Dissolved by Sara Blædel

Everything is peaceful in Tommerup, Denmark, until a young mother disappears in the middle of an idyllic summer day. There’s no trace of the missing woman when Chief Superintendent Liam Stark and Superintendent Dea Torp are called to investigate. The small town is on edge, rumors begin to fly, and blame is cast on Charlotte’s husband, who was the last to see her. When another person goes missing and Liam and Dea find a strange note linking the second missing person to the first crime, they suspect the disappearances may be the work of a serial killer. As the investigation continues, dark secrets about the victims from the past are revealed. Is someone targeting them because of this? As more people vanish, it’s a race against time for Liam and Dea, who find themselves face-to-face with horrifying footage that reveals what is happening to the victims – and what will happen to future targets if they can’t stop the killer.

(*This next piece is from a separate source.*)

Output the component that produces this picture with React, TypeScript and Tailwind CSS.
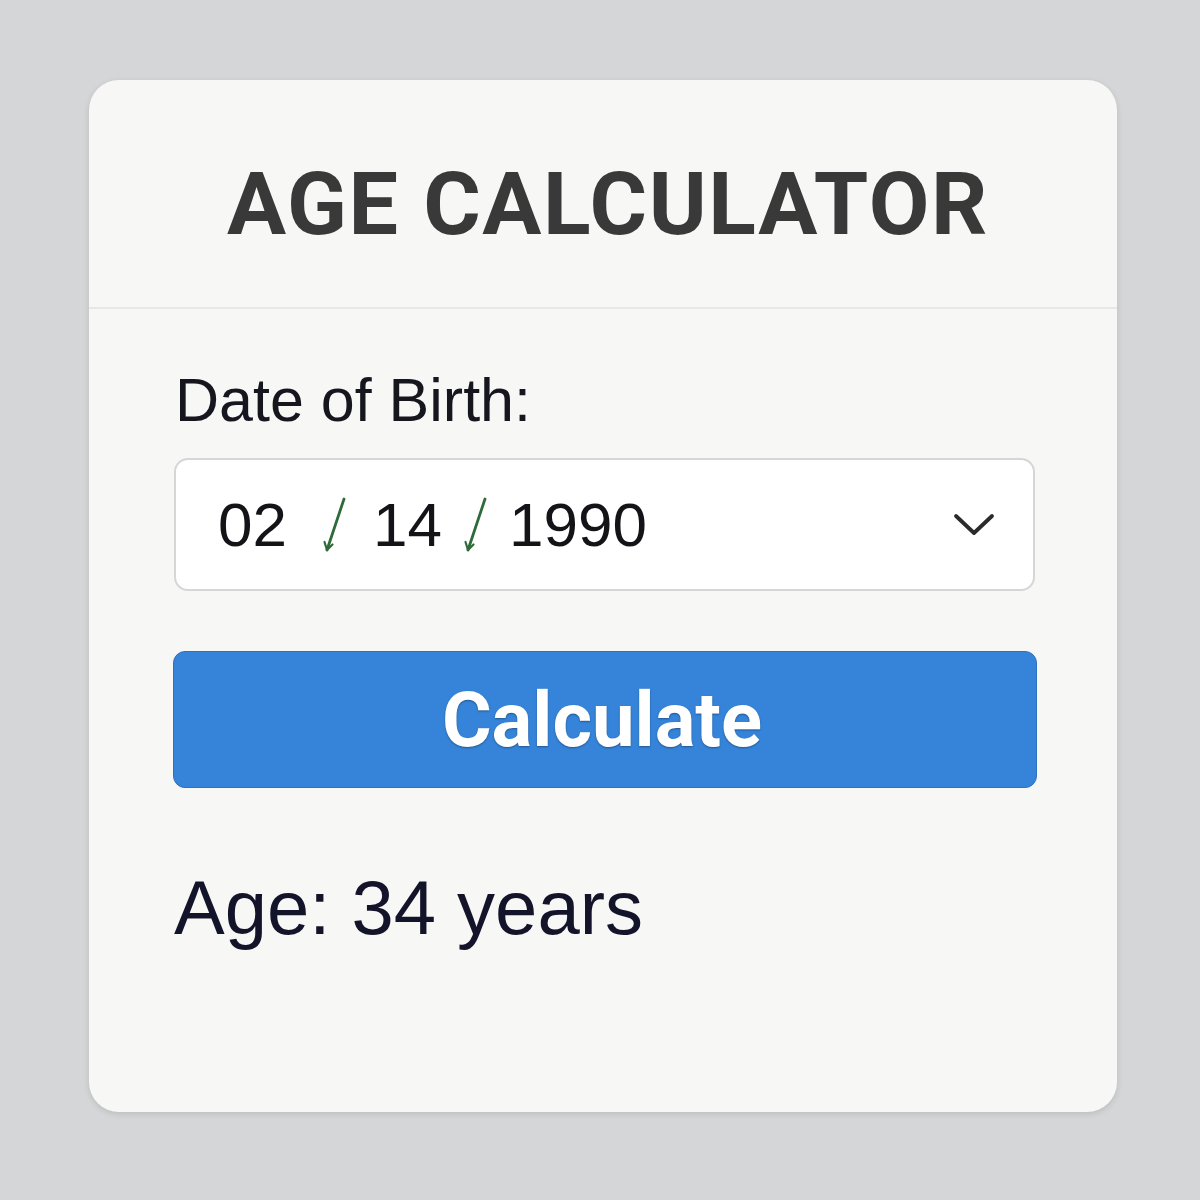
import React from "react";

function Slash() {
  return (
    <svg width="28" height="58" viewBox="0 0 28 58" fill="none" className="shrink-0">
      <path d="M23 3 L6 54" stroke="#2f6b3a" strokeWidth="2.8" strokeLinecap="round" />
      <path d="M3.5 46 L6 54 L11.5 48.5" stroke="#2f6b3a" strokeWidth="2.2" strokeLinecap="round" strokeLinejoin="round" />
    </svg>
  );
}

function Chevron() {
  return (
    <svg width="42" height="26" viewBox="0 0 42 26" fill="none">
      <path d="M3 4 L21 21 L39 4" stroke="#2b2b2b" strokeWidth="3.8" strokeLinecap="round" strokeLinejoin="round" />
    </svg>
  );
}

export default function App() {
  const sans = { fontFamily: '"Liberation Sans", Arial, sans-serif' };
  const roboto = { fontFamily: 'Roboto, "Liberation Sans", Arial, sans-serif' };
  return (
    <div className="w-[1200px] h-[1200px] bg-[#d5d6d8] pt-[80px] pl-[89px]" style={sans}>
      <div className="w-[1028px] h-[1032px] rounded-[30px] bg-[#f7f7f6] shadow-[0_2px_6px_rgba(0,0,0,0.12)] flex flex-col">
        <div className="h-[229px] pt-[20px] pl-[10px] flex items-center justify-center border-b-2 border-[#e7e7e7]">
          <h1 className="text-[88px] leading-none font-bold text-[#393939] tracking-[1.6px]" style={roboto}>AGE CALCULATOR</h1>
        </div>
        <div className="px-[86px] pt-[61px] flex flex-col">
          <label className="text-[61px] leading-none text-[#16161e]">Date of Birth:</label>
          <div className="mt-[27px] h-[133px] w-[861px] -ml-[1px] rounded-[14px] border-2 border-[#d6d6d6] bg-white flex items-center pl-[42px] pr-[38px] text-[62px] leading-none text-[#141418]">
            <span>02</span>
            <span className="ml-[34px] flex"><Slash /></span>
            <span className="ml-[24px]">14</span>
            <span className="ml-[20px] flex"><Slash /></span>
            <span className="ml-[19px]">1990</span>
            <span className="ml-auto flex"><Chevron /></span>
          </div>
          <button className="mt-[60px] h-[137px] w-[864px] -ml-[2px] rounded-[12px] bg-[#3584d9] border border-[#2d71c2] flex items-center justify-center text-white text-[76px] font-bold leading-none [text-shadow:0_1px_2px_rgba(0,0,0,0.35)]" style={roboto}>
            <span className="-ml-[6px]">Calculate</span>
          </button>
          <div className="mt-[82px] text-[76px] leading-none text-[#13132a] -ml-[1px]">Age: 34 years</div>
        </div>
      </div>
    </div>
  );
}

In this pulse-pounding thriller, Sara Blaedel and Mads Peder Nordbo ratchet up the tension in a cat-and-mouse game where the killer is always one step ahead.


The Harbor by Katrine Engberg

This third novel in the “thrilling, nerve-wracking” (Shelf Awareness) Korner and Werner series follows the two detectives as they searchfor a missing teenager and uncover the web of lies that has threatened his life–and may prevent him from ever being found.

When fifteen-year-old Oscar Dreyer-Hoff disappears in this “masterpiece of Nordic noir” (Booklist, starred review), the police assume he’s simply a runaway–a typically overlooked middle child doing what teenagers do all around the world. But his frantic family is certain that something terrible has happened. After all, what runaway would leave behind a note that reads:

He looked around and saw the knife that had stabbed Basil Hallward. He had cleaned it many times, till there was no stain left upon it. It was bright and glistened. As it had killed the painter, so it would kill the painter’s work, and all that that meant. It would kill the past, and when that was dead, he would be free.

It’s not much to go on, but it’s all that detectives Jeppe Kørner and Anette Werner have. And with every passing hour, as the odds of finding a missing person grow dimmer, it will have to be enough.